Mobix Labs signed a non-binding letter of intent to acquire Special Project Delivery LLC, a rare earths and critical minerals platform tied to U.S. supply-chain resilience initiatives including Project Vault and defense-related programs. The deal could expand MOBX into critical minerals, but it remains preliminary and comes as the company faces liquidity pressure, with a current ratio of 0.11 and shares down 78% over the past year. The article also highlights recent operating updates, including a $3.2 million TSA components order, repeat Boeing 737NG business, Nasdaq compliance, and a $3 million convertible note.

Analysis

The market is likely mispricing this as a “strategic pivot” when the more important signal is financing distress.

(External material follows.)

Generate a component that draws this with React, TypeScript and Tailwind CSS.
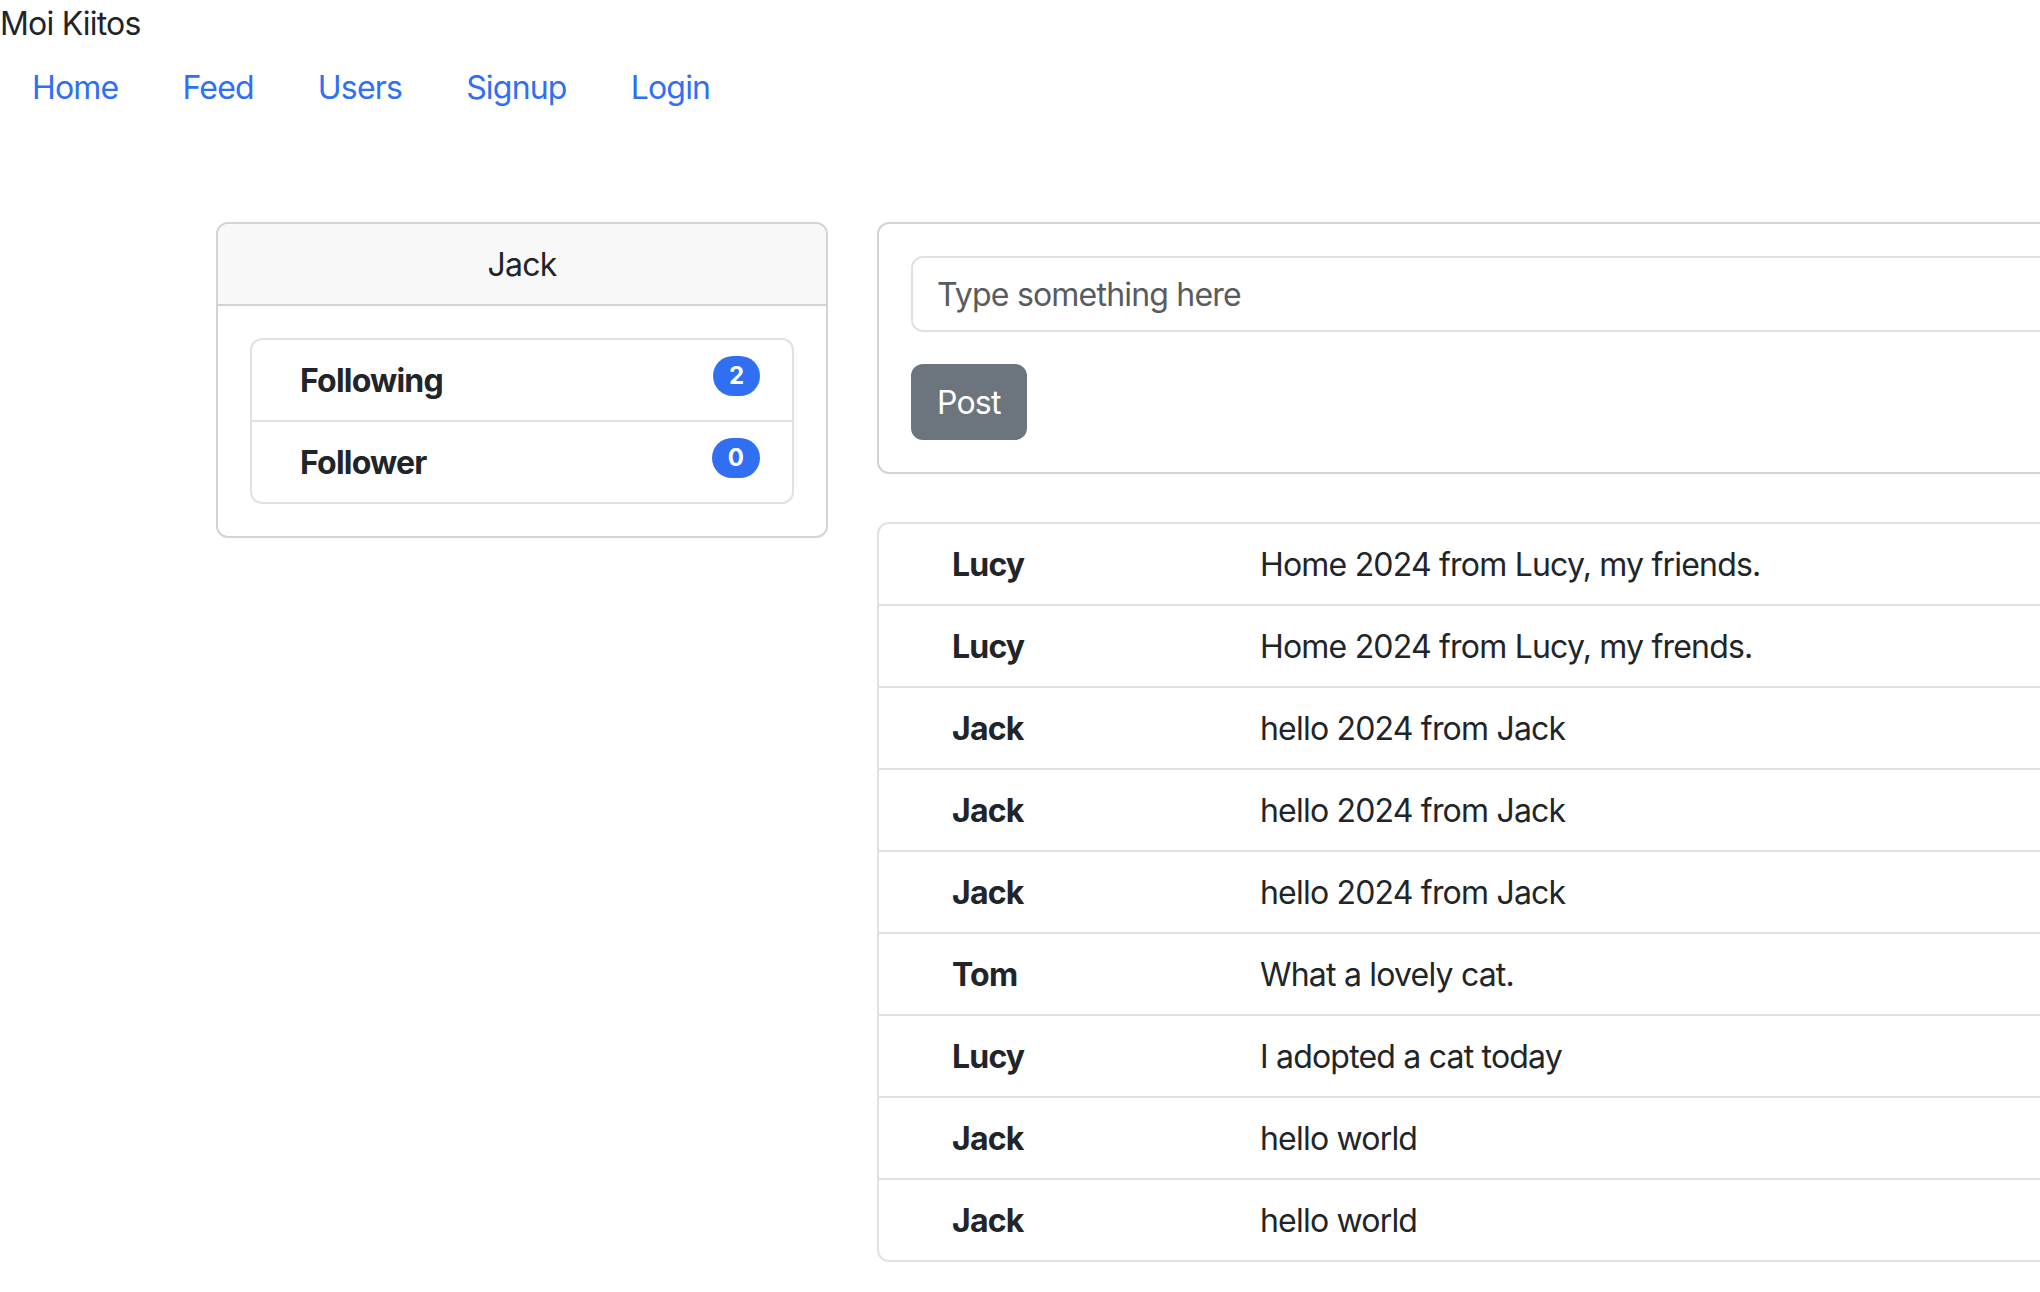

A subscale defense-adjacent microcap trying to buy a hard-asset, policy-linked materials platform usually means management is searching for narrative optionality before the balance sheet forces dilution or a rescue transaction. In that setup, any headline tied to critical minerals can temporarily re-rate the stock, but the sustainable value transfer is usually to the capital providers, not to existing equity. Second-order, the real competitive beneficiaries are not the acquirer but the firms already positioned as toll collectors on the supply-chain re-shoring theme: larger defense contractors, midstream materials processors, and any private platforms with actual operating scale and government credibility. If the proposed asset has real utility, it may validate a broader domestic supply-chain thesis and pull attention toward more liquid proxies with better execution and financing access. Conversely, if diligence stalls, the equity could unwind quickly because the deal is non-binding and the stock has already built in a lot of speculative optionality. The catalyst window is short on the stock and long on the theme. Over the next 1-3 months, the main drivers are whether a definitive agreement appears, whether financing terms are punitive, and whether management uses the announcement to support additional convert issuance or equity raises. Over 12-24 months, the trade only works if the company can integrate a capital-intensive commodity platform without destroying the defense franchise; otherwise the acquisition becomes a distraction that increases cash burn and bankruptcy risk. The contrarian point is that investors may be overestimating the upside from policy alignment and underestimating working-capital intensity. Critical-minerals platforms often look strategic until you model permitting, feedstock logistics, and extraction capex; those are slow, capital-hungry, and highly sensitive to policy timing. The broader rare-earth thematic may be real, but for this issuer the announcement is more likely a financing event than an earnings event.